Sebelumnya dia juga sempat mengatakan kalau fakta persidangan menunjukkan Majelis Hakim tidak semua sependapat, serta menandakan masih ada keraguan soal kasus yang melilitnya.
Dia hanya berharap proses pengadilan selanjutnya bisa berlangsung jujur dan adil tanpa rekayasa.
“Jadi kita harus menghormati persidangan secara salah satu caranya adalah fakta persidangan di hargai dan digunakan betul-betul sebagai dasar untuk menjatuhkan putusan atau vonisnya kelak ketika prosesnya sudah final,” kata Anas.

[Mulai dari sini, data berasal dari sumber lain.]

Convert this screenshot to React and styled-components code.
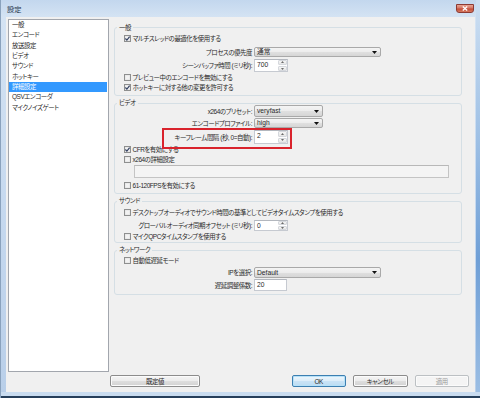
import React from "react";
import styled, { createGlobalStyle } from "styled-components";

const FS = "6.45px";

const Global = createGlobalStyle`
  html, body { margin: 0; padding: 0; background: #ffffff; }
  body {
    font-family: "Liberation Sans", "Noto Sans CJK JP", sans-serif;
    font-feature-settings: "palt" 1;
    letter-spacing: -0.45px;
    color: #2a2a2a;
  }
  *, *::before, *::after { box-sizing: border-box; }
`;

const Window = styled.div`
  width: 480px;
  height: 398px;
  display: flex;
  flex-direction: column;
  padding: 0 5px 6px 5px;
  border-left: 1px solid #8aa2bd;
  background:
    linear-gradient(#263f5b, #263f5b) left bottom / 100% 2px no-repeat,
    linear-gradient(#c9dcf0, #c9dcf0) left bottom 2px / 100% 4px no-repeat,
    linear-gradient(to bottom, #cddff2 0%, #9ec0e5 35%, #6f9fd6 65%, #9dbfe4 100%) right top / 4px 100% no-repeat,
    linear-gradient(to bottom, #c3d7ee 0px, #d4e3f3 17px, #c6d9ef 200px, #b9cfe9 392px);
`;

const TitleBar = styled.div`
  height: 17px;
  display: flex;
  align-items: flex-start;
  flex: 0 0 auto;
`;

const Title = styled.div`
  padding: 5px 0 0 1px;
  font-size: 7.2px;
  line-height: 10px;
  letter-spacing: 0;
  color: #26384e;
`;

const CloseButton = styled.div`
  margin: 4px 1px 0 auto;
  width: 18px;
  height: 9px;
  border: 1px solid #8d3a33;
  border-radius: 0 0 3px 3px;
  background: linear-gradient(to bottom, #e8a493 0%, #d47665 45%, #c34a37 55%, #d67a5f 100%);
  display: flex;
  align-items: center;
  justify-content: center;
`;

const Body = styled.div`
  flex: 1 1 auto;
  background: #f0f0f0;
  display: grid;
  grid-template-columns: 101px 1fr;
  grid-template-rows: 1fr 12px;
  column-gap: 1px;
  row-gap: 3px;
  padding: 2px 6px 5px 2px;
`;

const SideList = styled.ul`
  grid-column: 1;
  grid-row: 1;
  margin: 0;
  padding: 0;
  list-style: none;
  background: #ffffff;
  border: 1px solid #a2a6ad;
`;

const SideItem = styled.li`
  height: 10.33px;
  line-height: 10.33px;
  font-size: ${FS};
  padding-left: 3px;
  margin-right: 1px;
  white-space: nowrap;
  color: ${(p) => (p.$active ? "#ffffff" : "#2a2a2a")};
  background: ${(p) => (p.$active ? "#3399ff" : "transparent")};
`;

const Panel = styled.div`
  grid-column: 2;
  grid-row: 1;
  display: flex;
  flex-direction: column;
  gap: 4px;
  padding: 5.5px 7px 0 4px;
`;

const Group = styled.fieldset`
  margin: 0;
  min-width: 0;
  border: 1px solid #d5dfe5;
  border-radius: 3px;
  padding: 0 6px ${(p) => p.$pb}px 6px;
`;

const Legend = styled.legend`
  margin-left: -4px;
  padding: 0 2px;
  height: 6px;
  font-size: ${FS};
  line-height: 6px;
  white-space: nowrap;
`;

const Rows = styled.div`
  display: flex;
  flex-direction: column;
`;

const CheckRow = styled.div`
  height: ${(p) => p.$h}px;
  display: flex;
  align-items: center;
  gap: 2px;
  padding-left: 2.5px;
  font-size: ${FS};
  white-space: nowrap;
`;

const FieldRow = styled.div`
  position: relative;
  height: ${(p) => p.$h}px;
  display: flex;
  align-items: center;
  gap: 2px;
  padding-left: ${(p) => p.$indent || 0}px;
  font-size: ${FS};
  white-space: nowrap;
`;

const Label = styled.span`
  flex: 0 0 131px;
  text-align: right;
  white-space: nowrap;
`;

const SelectBox = styled.div`
  width: ${(p) => p.$w}px;
  height: ${(p) => p.$h}px;
  display: flex;
  align-items: center;
  justify-content: space-between;
  padding: 0 3px 0 2px;
  border: 1px solid #a9a9a9;
  border-radius: 2px;
  background: linear-gradient(to bottom, #f4f4f4 0%, #ececec 50%, #e0e0e0 51%, #d6d6d6 100%);
  font-size: 6.7px;
  letter-spacing: 0;
  line-height: 8px;
`;

const SpinBox = styled.div`
  width: 34px;
  height: ${(p) => p.$h}px;
  display: flex;
  border: 1px solid #c6cad1;
  border-top-color: #b3b7be;
  background: #ffffff;
`;

const SpinText = styled.span`
  flex: 1 1 auto;
  padding: 1px 0 0 2px;
  font-size: 6.7px;
  letter-spacing: 0;
  line-height: 8px;
`;

const SpinButtons = styled.div`
  flex: 0 0 9px;
  display: flex;
  flex-direction: column;
  gap: 1px;
`;

const SpinButton = styled.div`
  flex: 1 1 0;
  display: flex;
  align-items: center;
  justify-content: center;
  border: 1px solid #d5d8dd;
  border-radius: 1px;
  background: linear-gradient(to bottom, #f6f6f6, #e6e6e6);
`;

const TextBox = styled.div`
  width: ${(p) => p.$w}px;
  height: ${(p) => p.$h}px;
  border: 1px solid ${(p) => (p.$disabled ? "#c4c4c4" : "#c6cad1")};
  border-top-color: ${(p) => (p.$disabled ? "#b8b8b8" : "#b3b7be")};
  background: ${(p) => (p.$disabled ? "#f4f4f4" : "#ffffff")};
  padding: 1px 0 0 2px;
  font-size: 6.7px;
  letter-spacing: 0;
  line-height: 8px;
`;

const Annotation = styled.div`
  position: absolute;
  left: 41px;
  top: -2px;
  width: 130px;
  height: 21px;
  border: 2px solid #d9232c;
  pointer-events: none;
`;

const Footer = styled.div`
  grid-column: 2;
  grid-row: 2;
  display: flex;
  gap: 7px;
`;

const Button = styled.div`
  width: ${(p) => p.$w}px;
  height: 12px;
  display: flex;
  align-items: center;
  justify-content: center;
  font-size: ${FS};
  border-radius: 2px;
  border: 1px solid ${(p) => (p.$primary ? "#3c7fb1" : p.$disabled ? "#bcc0c3" : "#8c8c8c")};
  color: ${(p) => (p.$disabled ? "#9a9a9a" : "#2a2a2a")};
  background: ${(p) =>
    p.$primary
      ? "linear-gradient(to bottom, #edf6fc 0%, #dcedf9 50%, #c9e3f6 51%, #bcdcf2 100%)"
      : p.$disabled
      ? "#f4f4f4"
      : "linear-gradient(to bottom, #f4f4f4 0%, #ececec 50%, #dedede 51%, #d2d2d2 100%)"};
  box-shadow: ${(p) => (p.$primary ? "inset 0 0 0 1px #b6e1f8" : "inset 0 0 0 1px #fbfbfb")};
  margin-left: ${(p) => (p.$push ? "auto" : "0")};
`;

const Check = ({ checked }) => (
  <svg width="7" height="7" viewBox="0 0 7 7" style={{ flex: "0 0 7px" }}>
    <rect x="0.5" y="0.5" width="6" height="6" fill="#e2e2e2" stroke="#8e8f8f" />
    <rect x="1.5" y="1.5" width="4" height="4" fill="#f2f2f2" />
    {checked && (
      <path d="M1.4 3.5 L2.9 5.1 L5.6 1.6" stroke="#2f3d5f" strokeWidth="1.1" fill="none" />
    )}
  </svg>
);

const Arrow = () => (
  <svg width="5" height="3" viewBox="0 0 5 3">
    <path d="M0 0 H5 L2.5 3 Z" fill="#111" />
  </svg>
);

const Select = ({ w, h, children }) => (
  <SelectBox $w={w} $h={h}>
    <span>{children}</span>
    <Arrow />
  </SelectBox>
);

const Spin = ({ h, value }) => (
  <SpinBox $h={h}>
    <SpinText>{value}</SpinText>
    <SpinButtons>
      <SpinButton>
        <svg width="3" height="2" viewBox="0 0 3 2">
          <path d="M0 2 H3 L1.5 0 Z" fill="#6b6b6b" />
        </svg>
      </SpinButton>
      <SpinButton>
        <svg width="3" height="2" viewBox="0 0 3 2">
          <path d="M0 0 H3 L1.5 2 Z" fill="#6b6b6b" />
        </svg>
      </SpinButton>
    </SpinButtons>
  </SpinBox>
);

const sideItems = [
  "一般",
  "エンコード",
  "放送設定",
  "ビデオ",
  "サウンド",
  "ホットキー",
  "詳細設定",
  "QSVエンコーダ",
  "マイクノイズゲート",
];

export default function App() {
  return (
    <>
      <Global />
      <Window>
        <TitleBar>
          <Title>設定</Title>
          <CloseButton>
            <svg width="6" height="5" viewBox="0 0 6 5">
              <path d="M0.8 0.5 L5.2 4.5 M5.2 0.5 L0.8 4.5" stroke="#ffffff" strokeWidth="1.3" />
            </svg>
          </CloseButton>
        </TitleBar>
        <Body>
          <SideList>
            {sideItems.map((t) => (
              <SideItem key={t} $active={t === "詳細設定"}>
                {t}
              </SideItem>
            ))}
          </SideList>

          <Panel>
            <Group $pb={2.5}>
              <Legend>一般</Legend>
              <Rows>
                <CheckRow $h={15}>
                  <Check checked />
                  マルチスレッドの最適化を使用する
                </CheckRow>
                <FieldRow $h={13}>
                  <Label>プロセスの優先度</Label>
                  <Select w={127} h={10.5}>通常</Select>
                </FieldRow>
                <FieldRow $h={14}>
                  <Label>シーンバッファ時間 (ミリ秒):</Label>
                  <Spin h={13.5} value="700" />
                </FieldRow>
                <CheckRow $h={10}>
                  <Check />
                  プレビュー中のエンコードを無効にする
                </CheckRow>
                <CheckRow $h={10}>
                  <Check checked />
                  ホットキーに対する他の変更を許可する
                </CheckRow>
              </Rows>
            </Group>

            <Group $pb={1}>
              <Legend>ビデオ</Legend>
              <Rows>
                <FieldRow $h={10}>
                  <Label>x264のプリセット:</Label>
                  <Select w={69} h={11.5}>veryfast</Select>
                </FieldRow>
                <FieldRow $h={14}>
                  <Label>エンコードプロファイル:</Label>
                  <Select w={69} h={10.5}>high</Select>
                </FieldRow>
                <FieldRow $h={14}>
                  <Label>キーフレーム間隔 (秒, 0=自動):</Label>
                  <Spin h={13.5} value="2" />
                  <Annotation />
                </FieldRow>
                <CheckRow $h={10}>
                  <Check checked />
                  CFRを有効にする
                </CheckRow>
                <CheckRow $h={10}>
                  <Check />
                  x264の詳細設定
                </CheckRow>
                <FieldRow $h={15} $indent={13}>
                  <TextBox $w={315} $h={13} $disabled />
                </FieldRow>
                <CheckRow $h={13}>
                  <Check />
                  61-120FPSを有効にする
                </CheckRow>
              </Rows>
            </Group>

            <Group $pb={1}>
              <Legend>サウンド</Legend>
              <Rows>
                <CheckRow $h={16}>
                  <Check />
                  デスクトップオーディオでサウンド時間の基準としてビデオタイムスタンプを使用する
                </CheckRow>
                <FieldRow $h={11}>
                  <Label>グローバルオーディオ同期オフセット (ミリ秒):</Label>
                  <Spin h={11.5} value="0" />
                </FieldRow>
                <CheckRow $h={10}>
                  <Check />
                  マイクQPCタイムスタンプを使用する
                </CheckRow>
              </Rows>
            </Group>

            <Group $pb={2}>
              <Legend>ネットワーク</Legend>
              <Rows>
                <CheckRow $h={14}>
                  <Check />
                  自動低遅延モード
                </CheckRow>
                <FieldRow $h={11}>
                  <Label>IPを選択:</Label>
                  <Select w={127} h={10.5}>Default</Select>
                </FieldRow>
                <FieldRow $h={14}>
                  <Label>遅延調整係数:</Label>
                  <TextBox $w={33} $h={12.5}>20</TextBox>
                </FieldRow>
              </Rows>
            </Group>
          </Panel>

          <Footer>
            <Button $w={90}>既定値</Button>
            <Button $w={54.5} $primary $push>
              OK
            </Button>
            <Button $w={54.5}>キャンセル</Button>
            <Button $w={54.5} $disabled>
              適用
            </Button>
          </Footer>
        </Body>
      </Window>
    </>
  );
}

Dalam sidang lanjutan putusan sela Anas, terdapat dua, dari lima hakim yang berbeda pendapat atau dissenting opinion soal kewenangan Jaksa Penuntut Umum (JPU) pada Komisi Pemberantasan Korupsi (KPK) dalam menuntut dugaan Tindak Pidana Pencucian Uang (TPPU).
Kedua hakim itu yakni Slamet Subagyo dan Joko Subagyo. Mereka menilai jaksa KPK tidak mempunyai wewenang menuntut Anas dengan pasal TPPU.
"(KPK) tidak memiliki kewenangan dalam hal itu (TPPU)," ucap Slamet dalam membacakan dissenting opinionnya di Pengadilan Tipikor.
Walaupun ada dua hakim yang tidak setuju terkait pasal TPPU, Majelis Hakim tetap menolak eksepsi atau nota keberatan Anas dan tim kuasa hukumnya terhadap dakwaan Jaksa KPK.
Dalam dakwaan, Anas diduga menerima hadiah atau janji terkait proyek Hambalang dan proyek lain, berupa 1 unit mobil Toyota Harrier B 15 AUD senilai Rp670 juta, 1 unit mobil Toyota Vellfire B 69 AUD senilai Rp735 juta, serta uang Rp116,525 miliar, dan 5,261 juta dolar Amerika Serikat.